There are a few interesting things that happen in a music listener’s life, and one of them is the moment when they discover a band, tell everyone about them, then watch them become huge. It’s the classic hipster cliché of knowing about a band before they get big, but what’s interesting is what happens to your enjoyment of said band after they get popular. Is there something that happens to the bands sound that all of a sudden make them more accessible? In some cases it does, while in others it’s just a case where the indie pop listener prefers their music not to be loved by the masses. So then what may happen then if this happens a few times, is the listener becomes privy to a certain sound, in hope that said band will not become big. Where that becomes tricky is in pop music, because inherently pop music is accessible, so what does the modern indie listener do when a young pop band on a small label comes along that has incredibly catchy sounds?

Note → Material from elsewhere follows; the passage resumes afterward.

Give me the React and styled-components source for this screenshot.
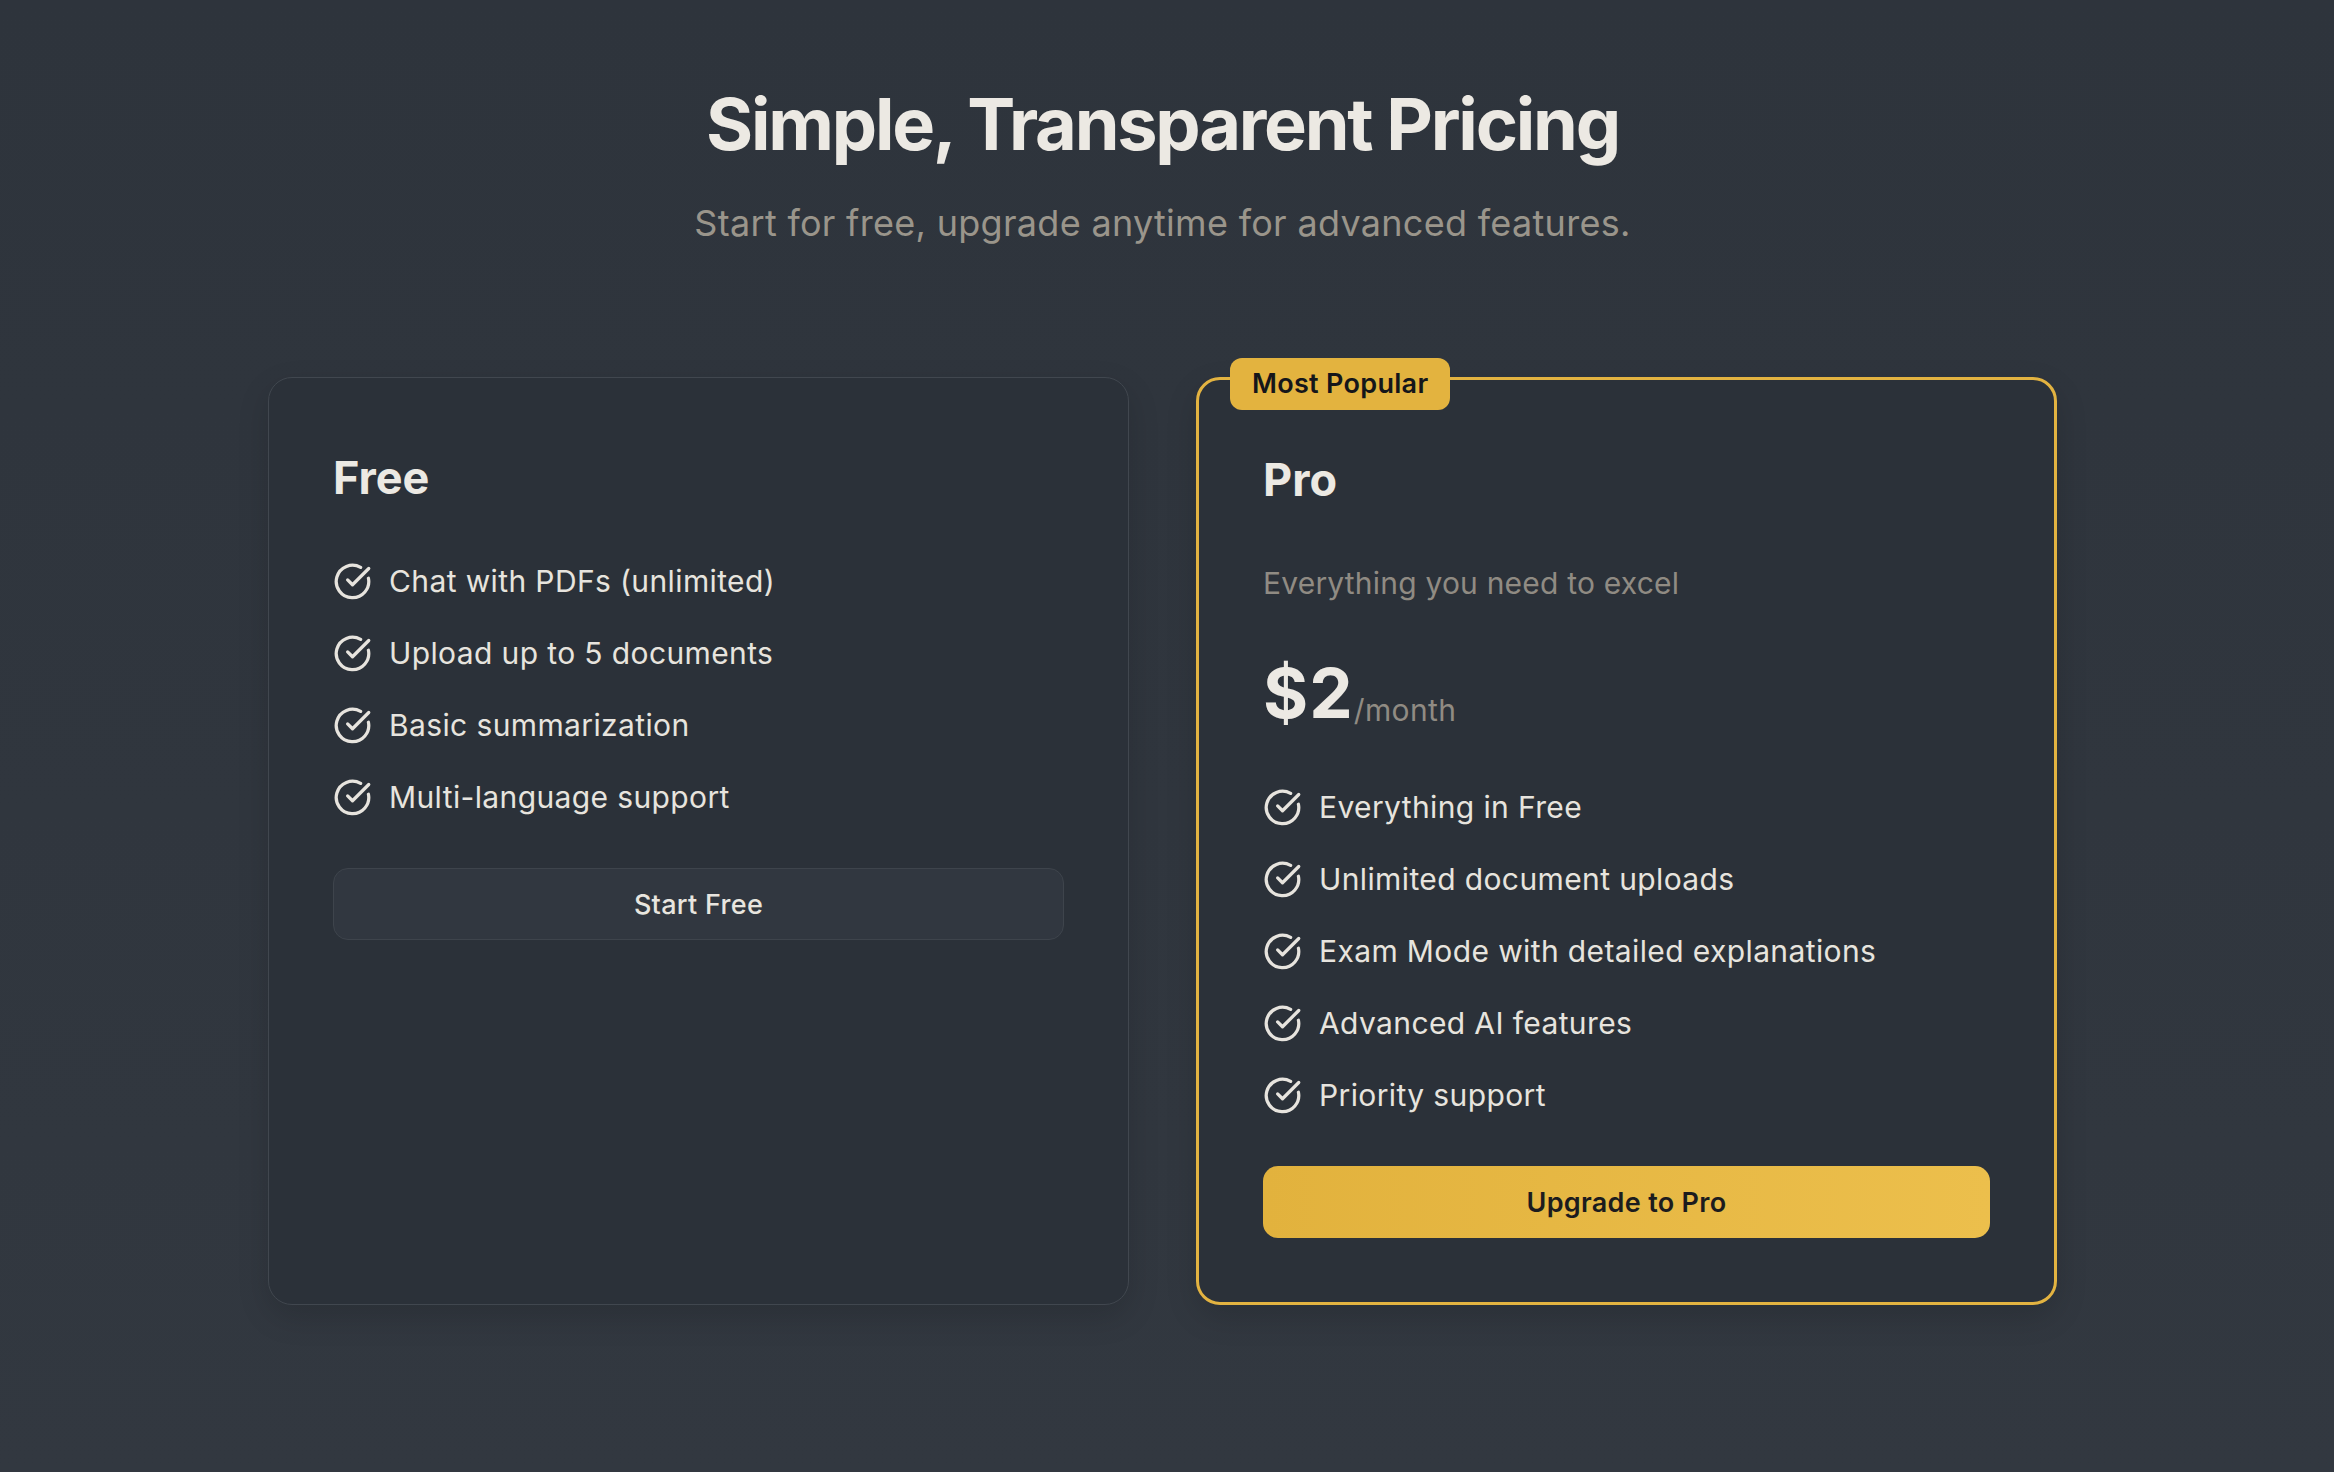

Brooklyn’s Suckers new album Candy Salad, is one of those albums that as soon as you hear it, you know that it has the possibility of becoming big. If these guys were Canadian, you would hear them across multiple stations because of their broad appeal, and because of CanCon rules you would hear them incessantly. Since they’re on a small label though, and with the decline of the influence of radio, it may be that Suckers will be able maintain that moderate appeal that the so called hipster indie listener craves. Candy Salad is chocked full of pop goodness from the driving crescendo of the opener “Nowhere”,
to the quick pop ditty “Figure it Out”, to the more progressive “Bricks to the Bones”.It’s clear that Quinn Walker is talented enough as a songwriter and a vocalist to give an album that is not only unabashedly poppy but has the variety to make you forget all the clichés. The thing about clichés in music is that they’re always regarded as the enemy, but they should really be looked at like the elite superstar you play against. You can’t stop them, you can’t only hope to contain them. (If only I could contain the clichés in this review.)

The album does have it’s moments when you realize that the clichés in the lyrics do get the better of Walker at times, but they’re done so earnestly especially in the epic ballad “Charmaine” that you don’t mind all the references to “giving all your love”, and the songs about unrequited crushes. With an album title like Candy Salad, you have to figure Suckers know what they’re doing when they serve you a plate of food that’s not really going to be good for you, but it sounds like it might.